> Problem details: Reproduce the listing below character for character; drop every image.
--- Start Available data ---
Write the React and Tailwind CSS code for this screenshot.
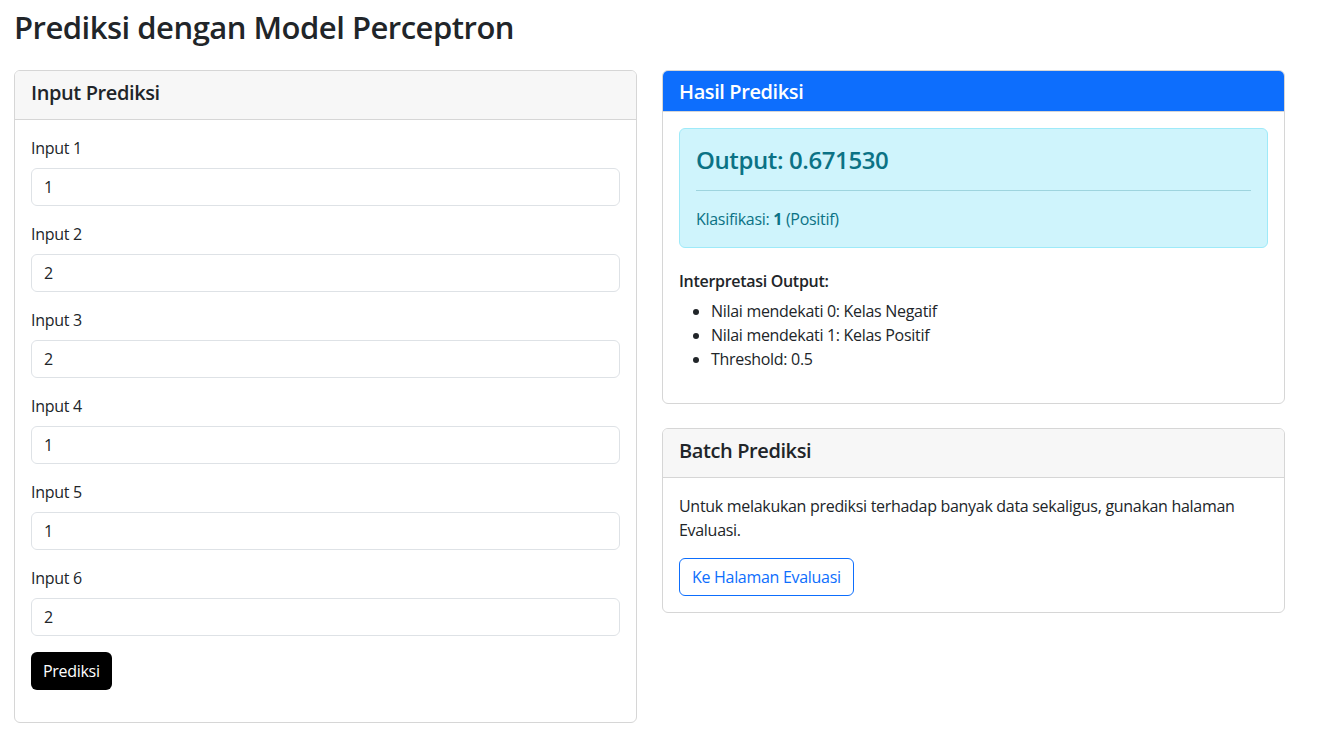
const inputs = [
  { label: 'Input 1', value: '1' },
  { label: 'Input 2', value: '2' },
  { label: 'Input 3', value: '2' },
  { label: 'Input 4', value: '1' },
  { label: 'Input 5', value: '1' },
  { label: 'Input 6', value: '2' },
];

export default function App() {
  return (
    <div className="min-h-screen bg-white pl-[14px] pr-[32px] text-[#212529] font-['Open_Sans',sans-serif] tracking-[-0.3px]">
      <h1 className="pt-[3px] text-[31px] leading-[48px] font-semibold tracking-[-0.5px] mb-[19px]">Prediksi dengan Model Perceptron</h1>

      <div className="grid grid-cols-2 gap-[25px] items-start">
        {/* Input card */}
        <div className="border border-[#d6d6d6] rounded-md overflow-hidden">
          <div className="bg-[#f7f7f7] border-b border-[#d6d6d6] px-4 pt-[10px] pb-[14px]">
            <h5 className="text-[20px] leading-6 font-semibold tracking-[-0.4px]">Input Prediksi</h5>
          </div>
          <div className="p-4 pb-8">
            {inputs.map((inp) => (
              <div key={inp.label} className="mb-4">
                <label className="block text-[16px] leading-6 mb-2">{inp.label}</label>
                <input
                  defaultValue={inp.value}
                  className="block w-full h-[38px] px-3 border border-[#dee2e6] rounded-md text-[16px] outline-none"
                />
              </div>
            ))}
            <button className="h-[38px] px-3 bg-black text-white rounded-md text-[16px]">Prediksi</button>
          </div>
        </div>

        {/* Right column */}
        <div className="flex flex-col gap-6">
          <div className="border border-[#d6d6d6] rounded-md overflow-hidden">
            <div className="bg-[#0d6efd] border-b border-[#d6d6d6] px-4 pt-[9px] pb-[7px]">
              <h5 className="text-[20px] leading-6 font-semibold tracking-[-0.4px] text-white">Hasil Prediksi</h5>
            </div>
            <div className="p-4">
              <div className="bg-[#cff4fc] border border-[#9eeaf9] rounded-md p-4 text-[#0b7285]">
                <h4 className="text-[24px] leading-[29px] font-semibold tracking-[-0.4px]">Output: 0.671530</h4>
                <hr className="my-4 border-t border-[#0b7285] opacity-25" />
                <p className="text-[16px] leading-6">
                  Klasifikasi: <strong className="font-bold">1</strong> (Positif)
                </p>
              </div>
              <h6 className="mt-6 mb-2 text-[16px] leading-[19px] font-semibold">Interpretasi Output:</h6>
              <ul className="list-disc pl-8 mb-4 text-[16px] leading-6">
                <li>Nilai mendekati 0: Kelas Negatif</li>
                <li>Nilai mendekati 1: Kelas Positif</li>
                <li>Threshold: 0.5</li>
              </ul>
            </div>
          </div>

          <div className="border border-[#d6d6d6] rounded-md overflow-hidden">
            <div className="bg-[#f7f7f7] border-b border-[#d6d6d6] px-4 pt-[10px] pb-[14px]">
              <h5 className="text-[20px] leading-6 font-semibold tracking-[-0.4px]">Batch Prediksi</h5>
            </div>
            <div className="p-4">
              <p className="text-[16px] leading-6 mb-4">
                Untuk melakukan prediksi terhadap banyak data sekaligus, gunakan halaman Evaluasi.
              </p>
              <button className="h-[38px] px-3 border border-[#0d6efd] text-[#0d6efd] rounded-md text-[16px]">
                Ke Halaman Evaluasi
              </button>
            </div>
          </div>
        </div>
      </div>
    </div>
  );
}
--- End Available data ---
> Solution:
Write the React and Tailwind CSS code for this screenshot.
const inputs = [
  { label: 'Input 1', value: '1' },
  { label: 'Input 2', value: '2' },
  { label: 'Input 3', value: '2' },
  { label: 'Input 4', value: '1' },
  { label: 'Input 5', value: '1' },
  { label: 'Input 6', value: '2' },
];

export default function App() {
  return (
    <div className="min-h-screen bg-white pl-[14px] pr-[32px] text-[#212529] font-['Open_Sans',sans-serif] tracking-[-0.3px]">
      <h1 className="pt-[3px] text-[31px] leading-[48px] font-semibold tracking-[-0.5px] mb-[19px]">Prediksi dengan Model Perceptron</h1>

      <div className="grid grid-cols-2 gap-[25px] items-start">
        {/* Input card */}
        <div className="border border-[#d6d6d6] rounded-md overflow-hidden">
          <div className="bg-[#f7f7f7] border-b border-[#d6d6d6] px-4 pt-[10px] pb-[14px]">
            <h5 className="text-[20px] leading-6 font-semibold tracking-[-0.4px]">Input Prediksi</h5>
          </div>
          <div className="p-4 pb-8">
            {inputs.map((inp) => (
              <div key={inp.label} className="mb-4">
                <label className="block text-[16px] leading-6 mb-2">{inp.label}</label>
                <input
                  defaultValue={inp.value}
                  className="block w-full h-[38px] px-3 border border-[#dee2e6] rounded-md text-[16px] outline-none"
                />
              </div>
            ))}
            <button className="h-[38px] px-3 bg-black text-white rounded-md text-[16px]">Prediksi</button>
          </div>
        </div>

        {/* Right column */}
        <div className="flex flex-col gap-6">
          <div className="border border-[#d6d6d6] rounded-md overflow-hidden">
            <div className="bg-[#0d6efd] border-b border-[#d6d6d6] px-4 pt-[9px] pb-[7px]">
              <h5 className="text-[20px] leading-6 font-semibold tracking-[-0.4px] text-white">Hasil Prediksi</h5>
            </div>
            <div className="p-4">
              <div className="bg-[#cff4fc] border border-[#9eeaf9] rounded-md p-4 text-[#0b7285]">
                <h4 className="text-[24px] leading-[29px] font-semibold tracking-[-0.4px]">Output: 0.671530</h4>
                <hr className="my-4 border-t border-[#0b7285] opacity-25" />
                <p className="text-[16px] leading-6">
                  Klasifikasi: <strong className="font-bold">1</strong> (Positif)
                </p>
              </div>
              <h6 className="mt-6 mb-2 text-[16px] leading-[19px] font-semibold">Interpretasi Output:</h6>
              <ul className="list-disc pl-8 mb-4 text-[16px] leading-6">
                <li>Nilai mendekati 0: Kelas Negatif</li>
                <li>Nilai mendekati 1: Kelas Positif</li>
                <li>Threshold: 0.5</li>
              </ul>
            </div>
          </div>

          <div className="border border-[#d6d6d6] rounded-md overflow-hidden">
            <div className="bg-[#f7f7f7] border-b border-[#d6d6d6] px-4 pt-[10px] pb-[14px]">
              <h5 className="text-[20px] leading-6 font-semibold tracking-[-0.4px]">Batch Prediksi</h5>
            </div>
            <div className="p-4">
              <p className="text-[16px] leading-6 mb-4">
                Untuk melakukan prediksi terhadap banyak data sekaligus, gunakan halaman Evaluasi.
              </p>
              <button className="h-[38px] px-3 border border-[#0d6efd] text-[#0d6efd] rounded-md text-[16px]">
                Ke Halaman Evaluasi
              </button>
            </div>
          </div>
        </div>
      </div>
    </div>
  );
}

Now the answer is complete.